Now as I noted before, I have been in the business of promoting democracy for a long time, well before I took on my
current job. We all know how complex and difficult our task in the Middle East is going to be. It takes enormous
commitment to build democracy, and there are many obstacles and there will certainly be many setbacks before we reach
our goal.
But the skeptics are wrong here, as they ve been wrong before. I know, because I ve met their type, the first time half
a world away and 20 years ago, in Latin America in the early 1980s. Then, as Carl Gershman, Steve Steiner, and others
remember, the skeptics, the experts , noted how few Latin countries were democracies. They said that, for a variety of
reasons, the situation could never improve.
The reason most often noted by the expert skeptics was that the Spanish-inspired hacienda system -- essentially
plantations -- had ingrained servitude into the minds of Latins, and that they could therefore only understand rule by
big men -- generals and caudillos. Today, that sounds ridiculous, not to mention condescending. Today, all but one or
two of the almost three dozen nations in Latin America are democracies -- not perfect and not without imperfections, but
democracies nonetheless. And the generals and caudillos are gone. With them went the skeptics of democracy in Latin
America.
I met the skeptics again, in the late 1980s, in East Asia. The experts said the people of East Asia were not ready for
democracy, again for a variety of reasons. The most prominent and patronizing was that the Asian Way -- a communal way
of thinking that we were told came from growing rice -- was incompatible with the individual rights on which democracy
is based. Over the last 15 years, the people of Philippines, Mongolia, South Korea, Taiwan, Thailand and the world s
most populous Muslim nation, Indonesia, proved that there is no bar to democracy in Asia. Today, the only skeptics about
democracy in Asia are the region s aging authoritarians.
I could go on and on with stories of the skeptics I ve met in other regions -- the Balkans, Africa, on and on. Anyone
who supports building democracy in the Muslim world will be operating for sometime in the space -- which is growing --
between such skeptics here and abroad. We need to overcome these new skeptics, the ones who say it may have worked
elsewhere but it can t work here because. We need to show them that people in the Muslim world, as elsewhere, want what
people around the world now have -- more control over their own lives.
The shortest way to make my point is to note that just 25 years ago, there were perhaps 30 democracies in the world.
And with the exception of a few countries like India and Japan, democracy was essentially a Western phenomenon. Last
fall, I attended the ministerial of the ministerial meeting of the Community of Democracies in Seoul, attended by 107
countries considered either fully democratic or well on the road to democracy.
If we d had the meeting in 1975, as I noted before, it would have been largely a white boys club. Not now.

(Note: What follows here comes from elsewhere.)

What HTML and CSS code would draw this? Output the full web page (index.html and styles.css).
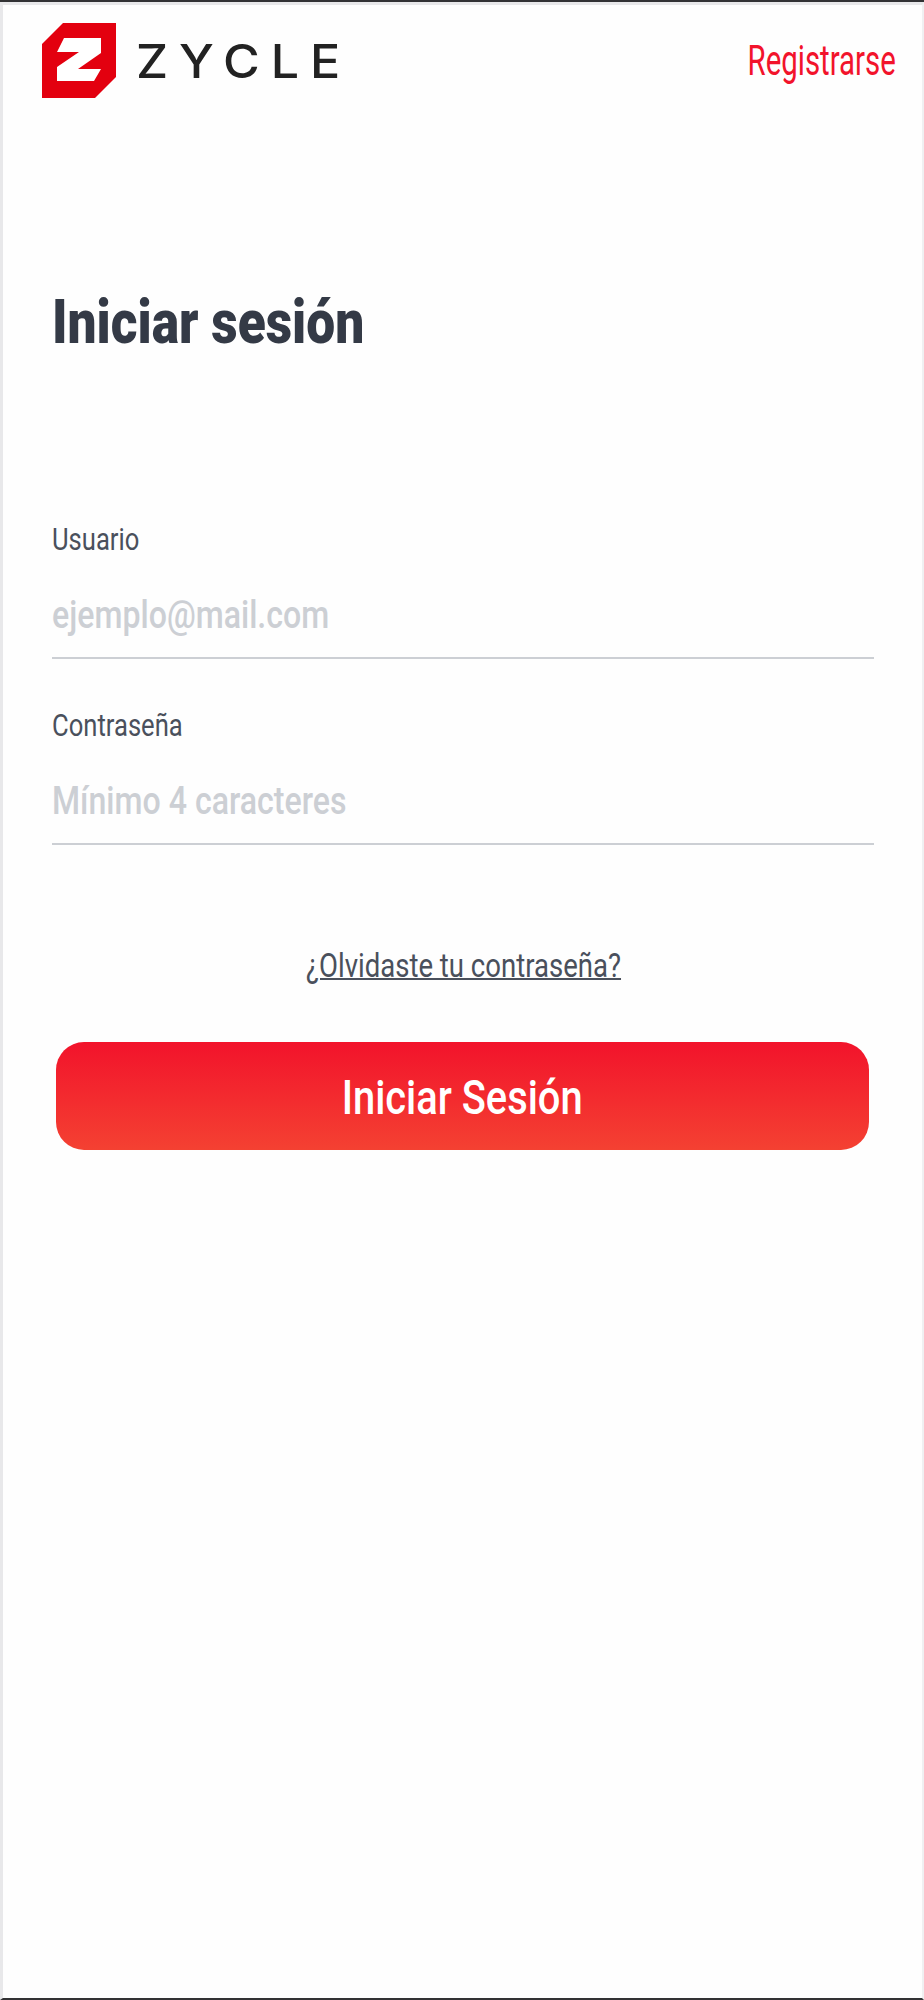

Participants
included African, Asian, Arab, Latin American and South Asian men and women. But even more interesting than the
diversity of the attendees was the diversity of democratic systems represented. Each nation had crafted a unique system
of democracy that allowed people in their countries, their culture, to control who ruled their country. Seoul
illustrated not only that democracy is no longer a western phenomenon, but that it is sustainable and indigenous to
every corner of the world precisely because it is homegrown.
That is why when I hear people accusing the U.S. of wanting to impose our model of democracy on Iraq or other
countries, I laugh. We know that such an approach is doomed to failure. The United States cannot impose democracy on a
country. Our model is suitable only for our own country. We can only help those who want to bring democracy to their own
country. Democracy must come from within.
That is why we need to and will listen as you tell us what you need to craft and implement a democratic model that is
compatible with your culture, your religion, your society. And indeed, across the Muslim world, people are doing exactly
that. As the President noted last week, about half of all the Muslim people live under democratic rule in nations from
Turkey to Indonesia. The governments of Bahrain and Morocco have recently held free elections. Jordan will hold
elections next month. The people of Qatar have approved a new constitution guaranteeing basic freedoms. And Crown Prince
Abdullah of Saudi Arabia has proposed a new Arab charter calling for internal reform and enhanced political
participation in nations of that region.
As we learn what you need, we are helping diplomatically. We are also putting our money where our mouth is, helping
materially. Last fall, Secretary Powell unveiled the Middle East Partnership Initiative, designed to support economic,
education and political reform. The budget of this initiative was nearly quadrupled this year. My Bureau s Human Rights
and Democracy Fund is increasing its focus on the Muslim world, more than doubling our programming there.
This is a monumental task, but the moment has never been more conducive to democracy-building in the Middle East. So I
wish you the best in this conference and with this historic task. The United States stands with you in words and deed.
And you will see our actions speak for our sincerity. Thank you.